Repetitive or cyclical motion (such as a ball bouncing, or a wagon
wheel rotating, or a bird-flapping its wings, or an exposed model of a
piston engine operating, or a flag waving in the wind) in the movie
are slowed without lengthening the clip.


Tell me again how the crankshaft can take run one fifth speed without
using more time to make a turn.


I wish I knew. This 'pitch-shifting' is a lot more confusing than I
thought. Yet I still find it so interesting. Sorry.


Don't be sorry. If you work out the details, I'll help you to see the
inherent contradictions they impose, but I won't argue with you about it.

Sorry that should read "makes a still image less sharp by stretching
everything within the image without increasing the size of the image
or eliminating sharp portions of the original image"


Tell me again how everything in an image can be stretched to double size
without making the image twice as big.


Nothing in the image has its size increased. They are simply smoothed
out.

This is similar to a graph of digital audio in Adobe Audition. You
decrease the pitch of the audio in the file by half [without changing
the tempo] and the waves in the graph will appear twice as long but
without increasing the horizontal length of the graph.

I don't want low-pass filtering. I simply want all frequencies to be
downshifted similar to decreasing the pitch of audio without slowing
the playback speed. The analogy is lower the frequencies of all
components in the image w/out increasing the size of the image or
doing any low-pass filtering.


http://www-dse.doc.ic.ac.uk/~nd/surp...ab/report.html


Justify why you think that images and sounds are subject to the same
transformations.


The less sample rate you have in digital audio, the lower the
frequency of the audio must be in order to prevent aliasing. There
isn't enough bandwidth to include the higher-pitches.

Similarly an imaging device with insufficient spatial bandwidth will
result in image distortion if excessively fine detail is put into the
camera.


That's true only if you mean spatial aliasing. Otherwise, you're using
"distortion" in a non-standard way.

Hence, if you want to get decent imagery in a low-bandwidth imaging
device, your best bet is to decrease the spatial frequency because
transferring it into the imaging device.


More nonsense. Think about it and tell me why.

Just like if you have an 11.025-KHz-sample-rate digital audio device,
you need to make sure the pitch of the audio you are inputting into
the device does not exceed 5.5125 KHz.


How does that make for "decent imagery? It amounts to a low-pass filter,
about which you remarked, "ugh".

How is it false?


Images have no visual equivalent of pitch. Pitch is temporal. Images are
spatial.


Spatial frequency is how fine or dull an image is. Pitch is determined
by audio frequency. I am using the spatial frequency as an analogy.

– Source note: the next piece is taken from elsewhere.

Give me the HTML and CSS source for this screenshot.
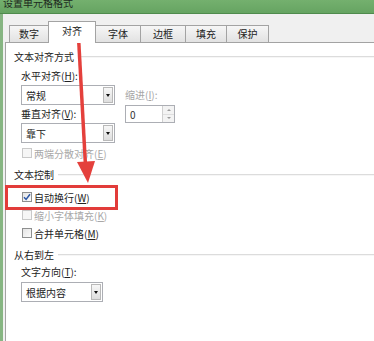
FILE: index.html
```html
<!DOCTYPE html>
<html lang="zh-CN">
<head>
  <meta charset="UTF-8">
  <title>设置单元格格式</title>
  <link rel="stylesheet" href="styles.css">
</head>
<body>

  <div class="window">
    <div class="titlebar"><span class="title">设置单元格格式</span></div>

    <div class="frame">
      <div class="tabs">
        <div class="tab t-num">数字</div>
        <div class="tab t-align active">对齐</div>
        <div class="tab t-font">字体</div>
        <div class="tab t-border">边框</div>
        <div class="tab t-fill">填充</div>
        <div class="tab t-protect">保护</div>
      </div>

      <div class="panel">
        <div class="group-title">文本对齐方式</div>

        <div class="align-grid">
          <div class="label row1">水平对齐(<u>H</u>):</div>
          <div></div>
          <div class="select">
            <span>常规</span>
            <span class="drop"><i></i></span>
          </div>
          <div class="label muted">缩进(<u>I</u>):</div>
          <div class="label">垂直对齐(<u>V</u>):</div>
          <div class="spin">
            <span>0</span>
            <span class="spin-btns"><i class="up"></i><i class="down"></i></span>
          </div>
          <div class="select tall">
            <span>靠下</span>
            <span class="drop"><i></i></span>
          </div>
          <div></div>
        </div>

        <div class="check disabled"><span class="box"></span>两端分散对齐(<u>E</u>)</div>

        <div class="group-title">文本控制</div>
        <div class="check first"><span class="box checked">
          <svg width="8" height="8" viewBox="0 0 8 8"><path d="M1 4.2 L3.1 6.4 L7 1.2" fill="none" stroke="#2b57a6" stroke-width="1.5"/></svg>
        </span>自动换行(<u>W</u>)</div>
        <div class="check disabled"><span class="box"></span>缩小字体填充(<u>K</u>)</div>
        <div class="check"><span class="box"></span>合并单元格(<u>M</u>)</div>

        <div class="group-title">从右到左</div>
        <div class="label indent">文字方向(<u>T</u>):</div>
        <div class="select narrow">
          <span>根据内容</span>
          <span class="drop"><i></i></span>
        </div>
      </div>
    </div>

    <div class="highlight"></div>
    <svg class="arrow" width="374" height="341" viewBox="0 0 374 341">
      <line x1="78.5" y1="37" x2="85.5" y2="166" stroke="#e4403c" stroke-width="3.5"/>
      <polygon points="77,162 95,161 88,183" fill="#e4403c"/>
    </svg>
  </div>

</body>
</html>
```

FILE: styles.css
```css
body {
  margin: 0;
  font-family: "Noto Sans CJK SC", "Noto Sans", sans-serif;
  font-size: 10px;
  color: #222;
  overflow: hidden;
}

.window {
  position: relative;
  width: 374px;
  height: 341px;
  overflow: hidden;
  background: #f0f0f0;
}

.titlebar {
  height: 13px;
  background: linear-gradient(#74b06e, #66a462);
  border-bottom: 1px solid #4f8b4d;
  padding-left: 3px;
  overflow: hidden;
}

.title {
  display: block;
  margin-top: -3px;
  font-size: 10px;
  line-height: 12px;
  color: #1e2a1e;
}

.frame {
  display: flex;
  flex-direction: column;
  height: 327px;
  border-left: 3px solid #86b582;
  padding-left: 2px;
}

.tabs {
  display: flex;
  align-items: flex-end;
  height: 28px;
  padding-left: 4px;
}

.tab {
  height: 16px;
  line-height: 16px;
  text-align: center;
  background: linear-gradient(#f6f6f6, #e2e2e2);
  border: 1px solid #a3a3a3;
  border-bottom: none;
  margin-left: -1px;
  box-sizing: content-box;
}

.t-num { width: 38px; margin-left: 0; }
.t-font { width: 44px; }
.t-border { width: 44px; }
.t-fill { width: 40px; }
.t-protect { width: 41px; }

.tab.active {
  position: relative;
  z-index: 1;
  width: 46px;
  height: 21px;
  line-height: 18px;
  margin-bottom: -1px;
  background: #fff;
}

.panel {
  flex: 1;
  background: #fff;
  border-top: 1px solid #a3a3a3;
  border-left: 1px solid #a3a3a3;
  padding-left: 8px;
}

.group-title {
  display: flex;
  align-items: center;
  height: 14px;
  line-height: 14px;
  margin-top: 7px;
}

.group-title::after {
  content: "";
  flex: 1;
  margin-left: 4px;
  border-top: 1px solid #dcdcdc;
  border-bottom: 1px solid #f6f6f6;
}

.align-grid {
  display: grid;
  grid-template-columns: 94px 50px;
  grid-template-rows: 21px 20px 18px 20px;
  column-gap: 10px;
  margin-left: 7px;
}

.label {
  line-height: 16px;
  align-self: center;
}

.label.row1 {
  align-self: end;
  padding-bottom: 1px;
}

.label.indent {
  margin-left: 7px;
  margin-top: 2px;
}

.muted {
  color: #a6a6a6;
}

.select {
  display: flex;
  justify-content: space-between;
  align-items: center;
  height: 20px;
  box-sizing: border-box;
  border: 1px solid #acaeb4;
  background: #fff;
  padding-left: 4px;
}

.select.narrow {
  width: 82px;
  margin-left: 7px;
  margin-top: 2px;
}

.drop {
  display: flex;
  align-items: center;
  justify-content: center;
  width: 10px;
  height: 16px;
  margin-right: 1px;
  border: 1px solid #b9b9b9;
  box-sizing: border-box;
  background: linear-gradient(#f7f7f7, #dedede);
}

.drop i {
  width: 0;
  height: 0;
  border-left: 2.5px solid transparent;
  border-right: 2.5px solid transparent;
  border-top: 3px solid #111;
}

.spin {
  display: flex;
  justify-content: space-between;
  align-items: center;
  height: 18px;
  box-sizing: border-box;
  border: 1px solid #acaeb4;
  padding-left: 4px;
  color: #333;
}

.spin-btns {
  display: flex;
  flex-direction: column;
  width: 11px;
  height: 16px;
  border-left: 1px solid #d0d0d0;
}

.spin-btns i {
  flex: 1;
  display: flex;
  align-items: center;
  justify-content: center;
  background: #f3f3f3;
}

.spin-btns i::before {
  content: "";
  border-left: 2px solid transparent;
  border-right: 2px solid transparent;
}

.spin-btns .up::before { border-bottom: 2px solid #9a9a9a; }
.spin-btns .down::before { border-top: 2px solid #9a9a9a; }
.spin-btns .up { border-bottom: 1px solid #dedede; }

.check {
  display: flex;
  align-items: center;
  height: 16px;
  margin-top: 2px;
  margin-left: 8px;
}

.check.first {
  margin-top: 7px;
}

.box {
  display: flex;
  align-items: center;
  justify-content: center;
  width: 10px;
  height: 10px;
  box-sizing: border-box;
  border: 1px solid #8e8f8f;
  background: linear-gradient(135deg, #e4e4e4, #fbfbfb);
  margin-right: 2px;
}

.check.disabled {
  color: #a8a8a8;
}

.check.disabled .box {
  border-color: #c9c9c9;
  background: #f6f6f6;
}

.highlight {
  position: absolute;
  left: 5px;
  top: 185px;
  width: 113px;
  height: 25px;
  box-sizing: border-box;
  border: 3px solid #e23c3a;
}

.arrow {
  position: absolute;
  left: 0;
  top: 0;
  pointer-events: none;
}
```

Stop with analogies. Say what you mean.

Here's the picture of you that I have in my head: You were a precocious
kid, and impressed those around by asking questions that were further
out than what most kids asked. (Reading a lot leads one to do that.) The
adults around you patted you on the head and praised you for digging
into subjects they knew little or nothing about.* They knew so little
about it that they didn't understand much of what you talked about, and
so couldn't set you back on the rails when you wandered away from
reality. No matter, the praise kept coming anyway, and you learned that
if you imagined something, it was golden. It wasn't really, but those
around you taught you to believe that it was. Now you find yourself
going on about your imaginings with people who _do_ understand the
subject you fantasize about and their reaction hurts, but you're finding
it very hard to get out of bull**** mode and ask basic questions. It
hasn't sunk in yet that you don't even have basic answers because you
still believe that the fantasies you construct are real. I hope you get
over that. In the meanwhile, I feel sorry for you.

Jerry
___________________________________
* From Gilbert and Sullivan's /Patience/: "If this young man expresses
himself in terms too deep for me/ Why what a very singularly deep young
man/ This deep young man must be" Your type has been mocked a long time.
--
Engineering is the art of making what you want from things you can get.